Staff walks out; NLRB does not intervene
It is astounding to me, even though I realize I’m in front of my laptop approximately fourteen hours a day, the extent to which my business is dependent on the good graces of the machine I am again typing on. Without it, there is very little I can accomplish in terms of my business. Oh, to be sure, I did finish up some gardening chores. And I walked to the farmers’ market on Sunday and got the first really tasty tomatoes I’ve had in a long time. But work? Not so much. Blogging? Not at all.
After many excruciating hours of telephone calls to Dell, Symantec, and Adobe, plus lengthy and complex correspondence with Microsoft, plus additional long hours of uninstalling software and reinstalling most of it, all my troubles were traced to, of all things, a hardware failure. We see them so rarely these days that the presumption is always user error, and so the troubleshooting guides always start with uninstalling and reinstalling software, putting the burden on us users. In fact, the test to check the hardware could have been done on my first call to Dell, would have taken less than five minutes (as it eventually took), and would have gotten my machine up and running four days earlier and in better condition than it is now. I am not happy about this (can you tell?).
The good news is that I do back up client files. No work was lost. The bad news is that the major corporations we depend on to get through the computing day do not put enough thought into the design of fault trees. The result is untold millions of dollars of cost imposed on their customers—a real drag on the economy—that could be prevented easily enough with a simple change in attitude on the part of customer service managers.

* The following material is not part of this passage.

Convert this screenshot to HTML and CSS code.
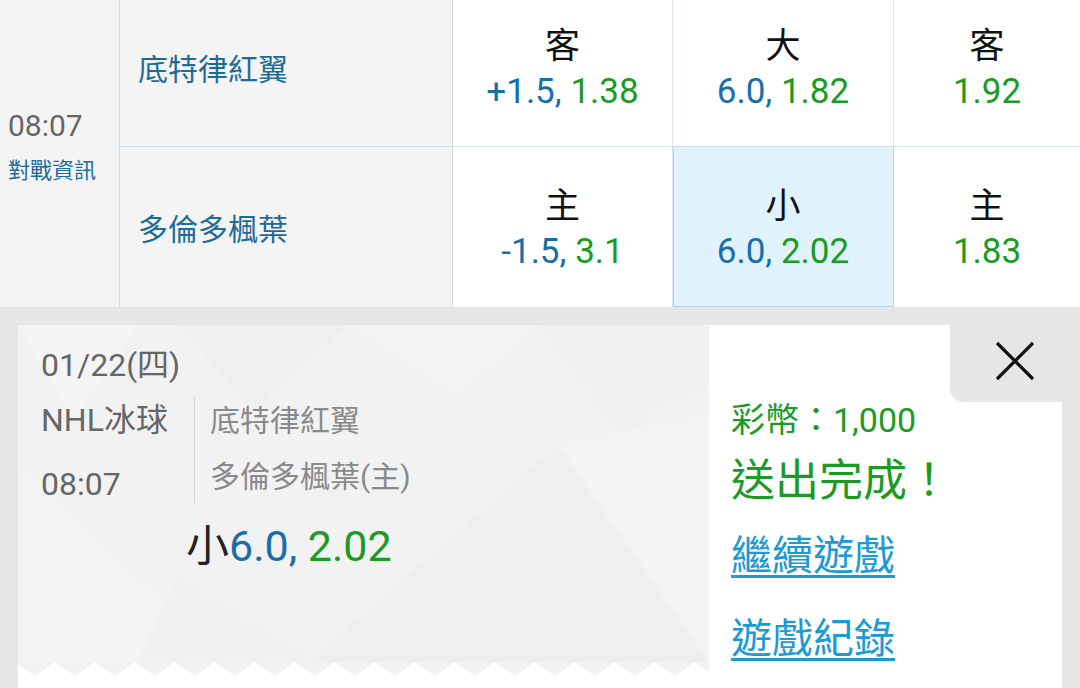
FILE: index.html
```html
<!DOCTYPE html>
<html lang="zh-Hant">
<head>
    <meta charset="UTF-8">
    <meta name="viewport" content="width=device-width, initial-scale=1.0">
    <title>投注完成</title>
    <link rel="stylesheet" href="styles.css">
</head>
<body>

    <div class="match">
        <div class="time-cell">
            <div class="time">08:07</div>
            <a class="info-link" href="#">對戰資訊</a>
        </div>

        <div class="team row-top">底特律紅翼</div>
        <div class="odd row-top">
            <div class="pick">客</div>
            <div class="val"><span class="line">+1.5,</span> <span class="rate">1.38</span></div>
        </div>
        <div class="odd row-top">
            <div class="pick">大</div>
            <div class="val"><span class="line">6.0,</span> <span class="rate">1.82</span></div>
        </div>
        <div class="odd odd-last row-top">
            <div class="pick">客</div>
            <div class="val"><span class="rate">1.92</span></div>
        </div>

        <div class="team">多倫多楓葉</div>
        <div class="odd">
            <div class="pick">主</div>
            <div class="val"><span class="line">-1.5,</span> <span class="rate">3.1</span></div>
        </div>
        <div class="odd picked">
            <div class="pick">小</div>
            <div class="val"><span class="line">6.0,</span> <span class="rate">2.02</span></div>
        </div>
        <div class="odd odd-last">
            <div class="pick">主</div>
            <div class="val"><span class="rate">1.83</span></div>
        </div>
    </div>

    <div class="slip">
        <div class="card">
            <div class="ticket">
                <!-- 背景的淡色多邊形 -->
                <svg class="ticket-art" width="691" height="337" viewBox="0 0 691 337" aria-hidden="true">
                    <polygon points="0,0 120,0 55,95" fill="#f5f5f5"/>
                    <polygon points="160,0 330,0 235,85" fill="#efefef"/>
                    <polygon points="330,0 520,0 440,70" fill="#f4f4f4"/>
                    <polygon points="520,0 691,0 691,60 600,110" fill="#f0f0f0"/>
                    <polygon points="0,140 210,337 0,337" fill="#f4f4f4"/>
                    <polygon points="290,337 540,120 691,337" fill="#efefef"/>
                    <polygon points="540,120 691,90 691,337" fill="#f4f4f4"/>
                    <polygon points="160,250 300,337 120,337" fill="#f0f0f0"/>
                </svg>

                <div class="date">01/22(四)</div>
                <div class="game">
                    <div class="game-side">
                        <div>NHL冰球</div>
                        <div>08:07</div>
                    </div>
                    <div class="game-teams">
                        <div>底特律紅翼</div>
                        <div>多倫多楓葉(主)</div>
                    </div>
                </div>
                <div class="bet"><span class="bet-pick">小</span><span class="line">6.0,</span> <span class="rate">2.02</span></div>
            </div>

            <div class="result">
                <div class="coins">彩幣：1,000</div>
                <div class="done">送出完成！</div>
                <div class="next"><a href="#">繼續遊戲</a></div>
                <div class="history"><a href="#">遊戲紀錄</a></div>
            </div>

            <button class="close" type="button" aria-label="關閉">
                <svg width="40" height="40" viewBox="0 0 40 40">
                    <path d="M2 2 L38 38 M38 2 L2 38" stroke="#111" stroke-width="3.2" fill="none"/>
                </svg>
            </button>
        </div>
    </div>

</body>
</html>
```

FILE: styles.css
```css
* {
    box-sizing: border-box;
}

html,
body {
    margin: 0;
}

body {
    width: 1080px;
    height: 688px;
    overflow: hidden;
    background-color: #e6e6e6;
    font-family: Roboto, "Noto Sans CJK TC", sans-serif;
}

/* 賽事表格 */
.match {
    display: grid;
    grid-template-columns: 120px 333px 220px 221px 1fr;
    grid-template-rows: 160px 160px;
    margin-top: -13px;
    background-color: #fff;
}

.time-cell {
    grid-row: span 2;
    display: flex;
    flex-direction: column;
    justify-content: center;
    padding: 0 0 0 8px;
    background-color: #f4f4f4;
    border-right: 1px solid #d9d9d9;
}

.time {
    font-size: 30px;
    line-height: 36px;
    color: #666;
}

.info-link {
    margin-top: 12px;
    font-size: 22px;
    line-height: 30px;
    color: #236c9c;
    text-decoration: none;
}

.team {
    display: flex;
    align-items: center;
    padding-left: 18px;
    font-size: 30px;
    color: #1f6b98;
    background-color: #f4f4f4;
    border-right: 1px solid #dcdcdc;
}

.row-top {
    border-bottom: 1px solid #d3e0e8;
}

.odd {
    display: flex;
    flex-direction: column;
    align-items: center;
    justify-content: center;
    padding-top: 6px;
    font-size: 35px;
    border-right: 1px solid #dfe6ea;
}

.odd-last {
    border-right: none;
}

.odd.picked {
    background-color: #e0f2fb;
    border-right-color: #b9d5e4;
    box-shadow: inset 1px 0 0 #b9d5e4, inset 0 -1px 0 #b9d5e4;
}

.pick {
    line-height: 44px;
    color: #111;
}

.val {
    line-height: 46px;
}

.line {
    color: #176eab;
}

.rate {
    color: #1b9a26;
}

/* 投注單 */
.slip {
    padding: 18px 18px 0;
}

.card {
    position: relative;
    display: flex;
    height: 363px;
}

.ticket {
    position: relative;
    width: 691px;
    padding: 20px 0 0 23px;
    background:
        linear-gradient(#f2f2f2, #f2f2f2) 0 0 / 100% 337px no-repeat,
        conic-gradient(from 125deg at 50% 0, #fff 110deg, #f2f2f2 0) 17px 337px / 40px 14px repeat-x,
        #fff;
}

.ticket-art {
    position: absolute;
    top: 0;
    left: 0;
}

.date,
.game,
.bet {
    position: relative;
}

.date {
    font-size: 32px;
    line-height: 40px;
    color: #666;
}

.game {
    display: flex;
    margin-top: 12px;
}

.game-side {
    display: flex;
    flex-direction: column;
    gap: 18px;
    width: 153px;
    font-size: 32px;
    line-height: 46px;
    color: #666;
}

.game-teams {
    display: flex;
    flex-direction: column;
    gap: 10px;
    height: 106px;
    padding: 1px 0 0 15px;
    border-left: 1px solid #d8d8d8;
    font-size: 30px;
    line-height: 46px;
    color: #8a8a8a;
}

.bet {
    margin: 13px 0 0 145px;
    font-size: 43px;
    line-height: 52px;
}

.bet-pick {
    color: #222;
}

.result {
    width: 353px;
    padding: 73px 0 0 22px;
    background-color: #fff;
}

.coins {
    font-size: 34px;
    line-height: 44px;
    color: #1b9a26;
}

.done {
    margin-top: 11px;
    font-size: 44px;
    line-height: 56px;
    color: #1b9a26;
}

.next,
.history {
    font-size: 41px;
    line-height: 50px;
}

.next {
    margin-top: 22px;
}

.history {
    margin-top: 33px;
}

.next a,
.history a {
    color: #1b9ad6;
    text-decoration-thickness: 3px;
    text-underline-offset: 5px;
}

.close {
    position: absolute;
    top: 0;
    right: -18px;
    display: flex;
    align-items: center;
    justify-content: center;
    width: 130px;
    height: 77px;
    padding: 0 0 5px;
    border: none;
    border-bottom-left-radius: 14px;
    background-color: #e6e6e6;
    cursor: pointer;
}
```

Given the opportunity, technical writers are glad to work with technical support analysts to design fault trees from the user’s point of view. Clearly, though, they are not given the opportunity. Instead, troubleshooting systems always give the highest priority to shortening the phone call, not to solving the customer’s problem.
It’s a shame.
And my laptop? It still has scars and will until I decide to take three days to reformat the hard drive, reinstall all my software, apply a gazillion updates to all that software, and reload all my files from backup. Chances are I’ll procrastinate about that until push comes to shove.